As a reminder Q4 is when all the unanswered questions are expected to clash violently: to NEW QE or not to NEW QE, the “5% of GDP” fiscal cliff, US elections and the 18th National Congress of China, the debt ceiling, and not to mention Europe which will be there all along. And let’s not forget Apple: “Apple is likely to be the top contributor to S&P 500 EPS this quarter. Exxon (XOM) had been the top S&P 500 EPS contributor since 2003, but Apple surpassed it last quarter.” If something happens to the coolness factor of AAPL, watch out below. Hopefully margins will somehow find a way to boost themselves to all time records among all this uncertainty.
Going back to Goldman, here are the firm’s nine takeaways from Earnings Season:
A total of 421 firms in the S&P 500 have now released 1Q 2012 results representing 88% of the equity cap. Below we highlight 9 takeaways:
1. More surprises than average. The percentage of firms beating consensus EPS expectations by more than one standard deviation (our definition of a positive surprise) exceeds the historical average. The number of firms missing by more than one standard deviation is in-line with the average.
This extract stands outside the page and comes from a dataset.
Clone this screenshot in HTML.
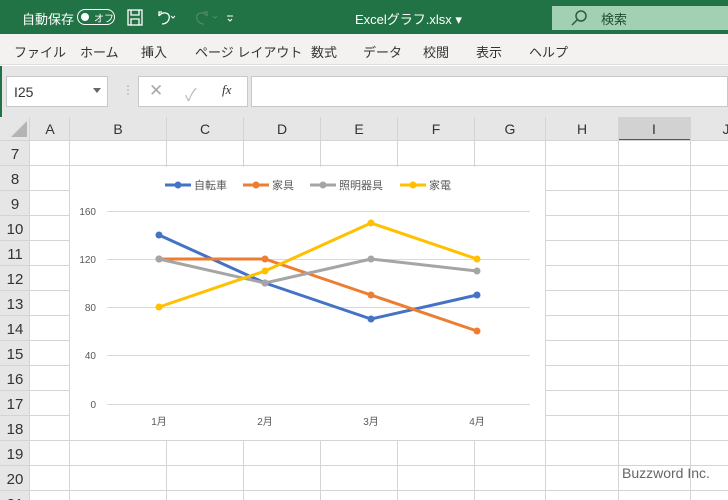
<!DOCTYPE html>
<html><head><meta charset="utf-8"><style>
*{margin:0;padding:0;box-sizing:border-box}
body{width:728px;height:500px;overflow:hidden;position:relative;background:#fff;font-family:"Liberation Sans","Noto Sans CJK JP",sans-serif}
.a{position:absolute}
</style></head><body>
<div class="a" style="left:0;top:0;width:728px;height:34px;background:#217346"></div>
<div class="a" style="left:22px;top:9px;color:#fff;font-size:13px">自動保存</div>
<div class="a" style="left:77px;top:9px;width:38px;height:16px;border:1.5px solid #fff;border-radius:8px"></div>
<div class="a" style="left:81px;top:13px;width:8px;height:8px;background:#fff;border-radius:50%"></div>
<div class="a" style="left:94px;top:10px;color:#fff;font-size:10px">オフ</div>
<svg class="a" style="left:126px;top:8px" width="110" height="20" viewBox="0 0 110 20" fill="none" stroke="#fff" stroke-width="1.3">
<rect x="2" y="2" width="14" height="15"/><path d="M5 2v5h8V2M5 17v-6h8v6"/>
<path d="M36 4h-3v4M33 8c3-5 12-4 10 3-1 4-5 5-7 5" /><path d="M45 8l2 2 2-2" stroke-width="1"/>
<path d="M78 4h3v4M81 8c-3-5-12-4-10 3 1 4 5 5 7 5" stroke="#4f8a63"/><path d="M87 8l2 2 2-2" stroke="#4f8a63" stroke-width="1"/>
<path d="M101 8h6M102 11l2 2 2-2" stroke-width="1"/>
</svg>
<div class="a" style="left:355px;top:9px;color:#fff;font-size:13px">Excelグラフ.xlsx ▾</div>
<div class="a" style="left:552px;top:6px;width:176px;height:24px;background:#a2d0b2"></div>
<svg class="a" style="left:570px;top:9px" width="18" height="18" fill="none" stroke="#2c5e3d" stroke-width="1.5"><circle cx="11" cy="7" r="5"/><path d="M7 11l-5 5"/></svg>
<div class="a" style="left:601px;top:9px;color:#1f4d30;font-size:13px">検索</div>
<div class="a" style="left:0;top:34px;width:728px;height:31px;background:#f3f2f1;border-bottom:1px solid #e1dfdd"></div>
<div class="a" style="top:42px;font-size:13px;color:#333;left:14px">ファイル</div>
<div class="a" style="top:42px;font-size:13px;color:#333;left:80px">ホーム</div>
<div class="a" style="top:42px;font-size:13px;color:#333;left:141px">挿入</div>
<div class="a" style="top:42px;font-size:13px;color:#333;left:195px">ページ レイアウト</div>
<div class="a" style="top:42px;font-size:13px;color:#333;left:311px">数式</div>
<div class="a" style="top:42px;font-size:13px;color:#333;left:363px">データ</div>
<div class="a" style="top:42px;font-size:13px;color:#333;left:423px">校閲</div>
<div class="a" style="top:42px;font-size:13px;color:#333;left:476px">表示</div>
<div class="a" style="top:42px;font-size:13px;color:#333;left:529px">ヘルプ</div>
<div class="a" style="left:0;top:66px;width:728px;height:51px;background:#e6e6e6"></div>
<div class="a" style="left:0;top:66px;width:2px;height:434px;background:#217346"></div>
<div class="a" style="left:6px;top:76px;width:102px;height:31px;background:#fff;border:1px solid #c8c8c8"></div>
<div class="a" style="left:14px;top:84px;font-size:14px;color:#333">I25</div>
<div class="a" style="left:93px;top:88px;border:4px solid transparent;border-top:5px solid #666"></div>
<div class="a" style="left:122px;top:83px;color:#aaa;font-size:12px">⋮</div>
<div class="a" style="left:138px;top:76px;width:110px;height:31px;background:#fff;border:1px solid #c8c8c8"></div>
<div class="a" style="left:149px;top:81px;color:#aaa;font-size:17px">✕</div>
<div class="a" style="left:185px;top:81px;color:#bbb;font-size:17px">✓</div>
<div class="a" style="left:222px;top:82px;color:#333;font-size:13px;font-style:italic;font-family:'Liberation Serif',serif">fx</div>
<div class="a" style="left:251px;top:76px;width:477px;height:31px;background:#fff;border:1px solid #c8c8c8"></div>
<svg class="a" style="left:0;top:117px" width="728" height="383" font-family="Liberation Sans,Noto Sans CJK JP,sans-serif">
<rect x="0" y="0" width="728" height="24" fill="#e6e6e6"/>
<rect x="0" y="0" width="30" height="383" fill="#e6e6e6"/>
<rect x="618" y="0" width="72" height="24" fill="#d2d2d2"/>
<rect x="618" y="22" width="72" height="2" fill="#217346"/>
<path d="M27 4L27 20L11 20Z" fill="#b4b4b4"/>
<g stroke="#d4d4d4" stroke-width="1">
<path d="M0 23.5H728M29.5 0V383"/>
<path d="M69.5 0V383M166.5 0V383M243.5 0V383M320.5 0V383M397.5 0V383M474.5 0V383M545.5 0V383M618.5 0V383M690.5 0V383"/>
<path d="M0 48.5H728M0 73.5H728M0 98.5H728M0 123.5H728M0 148.5H728M0 173.5H728M0 198.5H728M0 223.5H728M0 248.5H728M0 273.5H728M0 298.5H728M0 323.5H728M0 348.5H728M0 373.5H728"/>
</g>
<g font-size="14" fill="#333" text-anchor="middle">
<text x="50" y="17">A</text><text x="118" y="17">B</text><text x="205" y="17">C</text><text x="282" y="17">D</text><text x="359" y="17">E</text><text x="436" y="17">F</text><text x="510" y="17">G</text><text x="582" y="17">H</text><text x="654" y="17">I</text><text x="726" y="17">J</text>
</g>
<g font-size="15" fill="#333" text-anchor="middle">
<text x="15" y="42">7</text><text x="15" y="67">8</text><text x="15" y="92">9</text><text x="15" y="117">10</text><text x="15" y="142">11</text><text x="15" y="167">12</text><text x="15" y="192">13</text><text x="15" y="217">14</text><text x="15" y="242">15</text><text x="15" y="267">16</text><text x="15" y="292">17</text><text x="15" y="317">18</text><text x="15" y="342">19</text><text x="15" y="367">20</text><text x="15" y="392">21</text>
</g>
</svg>
<svg class="a" style="left:0;top:0" width="728" height="500" font-family="Liberation Sans,Noto Sans CJK JP,sans-serif">
<rect x="70" y="167" width="475" height="273" fill="#fff"/>
<g stroke="#d9d9d9"><path d="M107 211.5H530M107 259.5H530M107 307.5H530M107 355.5H530M107 404.5H530"/></g>
<g font-size="10" fill="#595959" text-anchor="end"><text x="96" y="215">160</text><text x="96" y="263">120</text><text x="96" y="311">80</text><text x="96" y="359">40</text><text x="96" y="408">0</text></g>
<g font-size="10" fill="#595959" text-anchor="middle"><text x="159" y="425">1月</text><text x="265" y="425">2月</text><text x="371" y="425">3月</text><text x="477" y="425">4月</text></g>
<g fill="none" stroke-width="3" stroke-linejoin="round">
<polyline points="159,235 265,283 371,319 477,295" stroke="#4472c4"/>
<polyline points="159,259 265,259 371,295 477,331" stroke="#ed7d31"/>
<polyline points="159,259 265,283 371,259 477,271" stroke="#a5a5a5"/>
<polyline points="159,307 265,271 371,223 477,259" stroke="#ffc000"/>
</g>
<g fill="#4472c4"><circle cx="159" cy="235" r="3.5"/><circle cx="265" cy="283" r="3.5"/><circle cx="371" cy="319" r="3.5"/><circle cx="477" cy="295" r="3.5"/></g>
<g fill="#ed7d31"><circle cx="159" cy="259" r="3.5"/><circle cx="265" cy="259" r="3.5"/><circle cx="371" cy="295" r="3.5"/><circle cx="477" cy="331" r="3.5"/></g>
<g fill="#a5a5a5"><circle cx="159" cy="259" r="3.5"/><circle cx="265" cy="283" r="3.5"/><circle cx="371" cy="259" r="3.5"/><circle cx="477" cy="271" r="3.5"/></g>
<g fill="#ffc000"><circle cx="159" cy="307" r="3.5"/><circle cx="265" cy="271" r="3.5"/><circle cx="371" cy="223" r="3.5"/><circle cx="477" cy="259" r="3.5"/></g>
<g stroke-width="3"><path d="M165 185H191" stroke="#4472c4"/><path d="M243 185H269" stroke="#ed7d31"/><path d="M310 185H336" stroke="#a5a5a5"/><path d="M400 185H426" stroke="#ffc000"/></g>
<circle cx="178" cy="185" r="3.5" fill="#4472c4"/><circle cx="256" cy="185" r="3.5" fill="#ed7d31"/><circle cx="323" cy="185" r="3.5" fill="#a5a5a5"/><circle cx="413" cy="185" r="3.5" fill="#ffc000"/>
<g font-size="11" fill="#595959"><text x="194" y="189">自転車</text><text x="272" y="189">家具</text><text x="339" y="189">照明器具</text><text x="429" y="189">家電</text></g>
<text x="622" y="478" font-size="14" fill="#666">Buzzword Inc.</text>
</svg>
</body></html>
Of the 421 firms that have announced results this quarter, 42% of firms beat expectations and 13% have missed. The ten year historical average of beat and misses equals 40% and 13%, respectively (see Exhibit 1).
2. Earnings above expectations. 1Q EPS is tracking 1% above the consensus estimate at the start of reporting season, $24.10 vs. $23.88 (see Exhibit 2). The median surprise over the past ten years has been 1.8%. The 1Q estimate fell by 3% between the start of the 4Q 2011 reporting season in mid-January and the start of the 1Q 2012 season in early April, which aided the level of surprise. Accounting differences between adjusted and operating results for PRU and PFE reduced aggregate earnings level.